• YOUR INSTRUCTIONS: Give the listing below again in full, exactly as written.
#### PROVIDED MATERIAL ####
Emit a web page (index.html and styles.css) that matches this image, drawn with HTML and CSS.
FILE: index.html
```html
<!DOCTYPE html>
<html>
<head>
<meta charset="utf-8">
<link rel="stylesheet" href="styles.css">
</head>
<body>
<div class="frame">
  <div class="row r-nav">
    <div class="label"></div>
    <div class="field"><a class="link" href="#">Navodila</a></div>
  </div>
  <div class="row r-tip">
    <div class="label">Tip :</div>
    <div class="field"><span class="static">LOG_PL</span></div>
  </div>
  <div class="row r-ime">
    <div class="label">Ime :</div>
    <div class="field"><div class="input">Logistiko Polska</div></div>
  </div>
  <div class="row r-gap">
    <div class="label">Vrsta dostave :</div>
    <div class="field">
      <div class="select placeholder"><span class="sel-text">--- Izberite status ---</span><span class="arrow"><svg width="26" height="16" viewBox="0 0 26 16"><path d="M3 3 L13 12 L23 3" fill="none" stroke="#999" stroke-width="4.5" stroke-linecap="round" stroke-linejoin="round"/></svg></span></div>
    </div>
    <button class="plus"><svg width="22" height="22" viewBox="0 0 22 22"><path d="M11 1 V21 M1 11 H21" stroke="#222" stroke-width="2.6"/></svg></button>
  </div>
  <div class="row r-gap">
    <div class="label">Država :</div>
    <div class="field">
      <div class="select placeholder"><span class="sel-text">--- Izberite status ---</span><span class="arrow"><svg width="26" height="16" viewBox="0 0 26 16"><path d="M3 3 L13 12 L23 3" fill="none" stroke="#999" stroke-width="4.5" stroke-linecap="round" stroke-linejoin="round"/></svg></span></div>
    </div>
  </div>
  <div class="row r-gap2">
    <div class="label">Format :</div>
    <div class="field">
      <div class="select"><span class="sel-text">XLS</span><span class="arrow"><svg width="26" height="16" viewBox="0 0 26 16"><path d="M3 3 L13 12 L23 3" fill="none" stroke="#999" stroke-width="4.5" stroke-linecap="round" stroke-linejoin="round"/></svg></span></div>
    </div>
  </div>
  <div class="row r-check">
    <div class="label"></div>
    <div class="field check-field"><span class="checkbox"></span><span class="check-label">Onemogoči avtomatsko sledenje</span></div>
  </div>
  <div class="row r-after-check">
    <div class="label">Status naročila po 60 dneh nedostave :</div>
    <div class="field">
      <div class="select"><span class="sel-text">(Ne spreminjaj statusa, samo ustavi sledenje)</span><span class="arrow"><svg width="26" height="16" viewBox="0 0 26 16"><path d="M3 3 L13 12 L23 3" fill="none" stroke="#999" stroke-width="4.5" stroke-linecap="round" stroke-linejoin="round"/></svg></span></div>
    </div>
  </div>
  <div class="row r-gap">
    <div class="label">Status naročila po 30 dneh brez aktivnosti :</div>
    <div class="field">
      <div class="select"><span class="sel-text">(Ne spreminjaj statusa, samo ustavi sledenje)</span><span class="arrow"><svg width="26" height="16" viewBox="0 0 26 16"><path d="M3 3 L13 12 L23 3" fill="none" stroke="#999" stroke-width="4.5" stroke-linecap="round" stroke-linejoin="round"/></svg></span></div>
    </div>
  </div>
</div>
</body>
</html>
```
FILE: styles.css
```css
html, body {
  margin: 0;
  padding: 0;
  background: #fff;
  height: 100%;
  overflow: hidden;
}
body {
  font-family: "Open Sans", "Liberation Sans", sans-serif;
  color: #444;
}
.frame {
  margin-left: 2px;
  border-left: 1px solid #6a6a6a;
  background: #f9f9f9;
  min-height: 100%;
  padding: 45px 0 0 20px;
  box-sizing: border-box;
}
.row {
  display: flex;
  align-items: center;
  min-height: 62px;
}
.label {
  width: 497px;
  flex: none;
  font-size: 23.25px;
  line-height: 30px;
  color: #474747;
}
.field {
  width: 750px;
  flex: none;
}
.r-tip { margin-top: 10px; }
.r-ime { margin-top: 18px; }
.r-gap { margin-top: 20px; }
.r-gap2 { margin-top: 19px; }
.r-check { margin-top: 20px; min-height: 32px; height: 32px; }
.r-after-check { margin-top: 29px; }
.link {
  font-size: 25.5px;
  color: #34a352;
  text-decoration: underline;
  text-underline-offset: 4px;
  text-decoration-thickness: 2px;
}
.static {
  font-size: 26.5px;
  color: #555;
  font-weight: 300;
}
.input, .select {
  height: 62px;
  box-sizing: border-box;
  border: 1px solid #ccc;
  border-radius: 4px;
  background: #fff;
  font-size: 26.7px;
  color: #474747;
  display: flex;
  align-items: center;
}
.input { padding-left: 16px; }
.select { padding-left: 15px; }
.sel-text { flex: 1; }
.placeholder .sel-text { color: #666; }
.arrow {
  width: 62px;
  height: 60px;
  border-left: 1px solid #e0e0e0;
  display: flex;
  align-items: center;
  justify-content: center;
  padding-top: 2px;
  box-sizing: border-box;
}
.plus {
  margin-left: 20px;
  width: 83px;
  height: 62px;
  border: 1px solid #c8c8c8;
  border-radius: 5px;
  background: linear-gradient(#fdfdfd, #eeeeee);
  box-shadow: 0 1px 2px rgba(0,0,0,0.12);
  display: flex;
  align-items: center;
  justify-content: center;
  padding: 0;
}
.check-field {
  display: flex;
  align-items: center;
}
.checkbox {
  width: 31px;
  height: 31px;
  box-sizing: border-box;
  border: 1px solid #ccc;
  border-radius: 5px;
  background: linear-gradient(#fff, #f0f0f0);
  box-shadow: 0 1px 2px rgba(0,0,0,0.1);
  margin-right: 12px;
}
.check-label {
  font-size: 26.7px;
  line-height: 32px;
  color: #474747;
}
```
####
• REPLY TO THE TASK:
Emit a web page (index.html and styles.css) that matches this image, drawn with HTML and CSS.
FILE: index.html
```html
<!DOCTYPE html>
<html>
<head>
<meta charset="utf-8">
<link rel="stylesheet" href="styles.css">
</head>
<body>
<div class="frame">
  <div class="row r-nav">
    <div class="label"></div>
    <div class="field"><a class="link" href="#">Navodila</a></div>
  </div>
  <div class="row r-tip">
    <div class="label">Tip :</div>
    <div class="field"><span class="static">LOG_PL</span></div>
  </div>
  <div class="row r-ime">
    <div class="label">Ime :</div>
    <div class="field"><div class="input">Logistiko Polska</div></div>
  </div>
  <div class="row r-gap">
    <div class="label">Vrsta dostave :</div>
    <div class="field">
      <div class="select placeholder"><span class="sel-text">--- Izberite status ---</span><span class="arrow"><svg width="26" height="16" viewBox="0 0 26 16"><path d="M3 3 L13 12 L23 3" fill="none" stroke="#999" stroke-width="4.5" stroke-linecap="round" stroke-linejoin="round"/></svg></span></div>
    </div>
    <button class="plus"><svg width="22" height="22" viewBox="0 0 22 22"><path d="M11 1 V21 M1 11 H21" stroke="#222" stroke-width="2.6"/></svg></button>
  </div>
  <div class="row r-gap">
    <div class="label">Država :</div>
    <div class="field">
      <div class="select placeholder"><span class="sel-text">--- Izberite status ---</span><span class="arrow"><svg width="26" height="16" viewBox="0 0 26 16"><path d="M3 3 L13 12 L23 3" fill="none" stroke="#999" stroke-width="4.5" stroke-linecap="round" stroke-linejoin="round"/></svg></span></div>
    </div>
  </div>
  <div class="row r-gap2">
    <div class="label">Format :</div>
    <div class="field">
      <div class="select"><span class="sel-text">XLS</span><span class="arrow"><svg width="26" height="16" viewBox="0 0 26 16"><path d="M3 3 L13 12 L23 3" fill="none" stroke="#999" stroke-width="4.5" stroke-linecap="round" stroke-linejoin="round"/></svg></span></div>
    </div>
  </div>
  <div class="row r-check">
    <div class="label"></div>
    <div class="field check-field"><span class="checkbox"></span><span class="check-label">Onemogoči avtomatsko sledenje</span></div>
  </div>
  <div class="row r-after-check">
    <div class="label">Status naročila po 60 dneh nedostave :</div>
    <div class="field">
      <div class="select"><span class="sel-text">(Ne spreminjaj statusa, samo ustavi sledenje)</span><span class="arrow"><svg width="26" height="16" viewBox="0 0 26 16"><path d="M3 3 L13 12 L23 3" fill="none" stroke="#999" stroke-width="4.5" stroke-linecap="round" stroke-linejoin="round"/></svg></span></div>
    </div>
  </div>
  <div class="row r-gap">
    <div class="label">Status naročila po 30 dneh brez aktivnosti :</div>
    <div class="field">
      <div class="select"><span class="sel-text">(Ne spreminjaj statusa, samo ustavi sledenje)</span><span class="arrow"><svg width="26" height="16" viewBox="0 0 26 16"><path d="M3 3 L13 12 L23 3" fill="none" stroke="#999" stroke-width="4.5" stroke-linecap="round" stroke-linejoin="round"/></svg></span></div>
    </div>
  </div>
</div>
</body>
</html>
```
FILE: styles.css
```css
html, body {
  margin: 0;
  padding: 0;
  background: #fff;
  height: 100%;
  overflow: hidden;
}
body {
  font-family: "Open Sans", "Liberation Sans", sans-serif;
  color: #444;
}
.frame {
  margin-left: 2px;
  border-left: 1px solid #6a6a6a;
  background: #f9f9f9;
  min-height: 100%;
  padding: 45px 0 0 20px;
  box-sizing: border-box;
}
.row {
  display: flex;
  align-items: center;
  min-height: 62px;
}
.label {
  width: 497px;
  flex: none;
  font-size: 23.25px;
  line-height: 30px;
  color: #474747;
}
.field {
  width: 750px;
  flex: none;
}
.r-tip { margin-top: 10px; }
.r-ime { margin-top: 18px; }
.r-gap { margin-top: 20px; }
.r-gap2 { margin-top: 19px; }
.r-check { margin-top: 20px; min-height: 32px; height: 32px; }
.r-after-check { margin-top: 29px; }
.link {
  font-size: 25.5px;
  color: #34a352;
  text-decoration: underline;
  text-underline-offset: 4px;
  text-decoration-thickness: 2px;
}
.static {
  font-size: 26.5px;
  color: #555;
  font-weight: 300;
}
.input, .select {
  height: 62px;
  box-sizing: border-box;
  border: 1px solid #ccc;
  border-radius: 4px;
  background: #fff;
  font-size: 26.7px;
  color: #474747;
  display: flex;
  align-items: center;
}
.input { padding-left: 16px; }
.select { padding-left: 15px; }
.sel-text { flex: 1; }
.placeholder .sel-text { color: #666; }
.arrow {
  width: 62px;
  height: 60px;
  border-left: 1px solid #e0e0e0;
  display: flex;
  align-items: center;
  justify-content: center;
  padding-top: 2px;
  box-sizing: border-box;
}
.plus {
  margin-left: 20px;
  width: 83px;
  height: 62px;
  border: 1px solid #c8c8c8;
  border-radius: 5px;
  background: linear-gradient(#fdfdfd, #eeeeee);
  box-shadow: 0 1px 2px rgba(0,0,0,0.12);
  display: flex;
  align-items: center;
  justify-content: center;
  padding: 0;
}
.check-field {
  display: flex;
  align-items: center;
}
.checkbox {
  width: 31px;
  height: 31px;
  box-sizing: border-box;
  border: 1px solid #ccc;
  border-radius: 5px;
  background: linear-gradient(#fff, #f0f0f0);
  box-shadow: 0 1px 2px rgba(0,0,0,0.1);
  margin-right: 12px;
}
.check-label {
  font-size: 26.7px;
  line-height: 32px;
  color: #474747;
}
```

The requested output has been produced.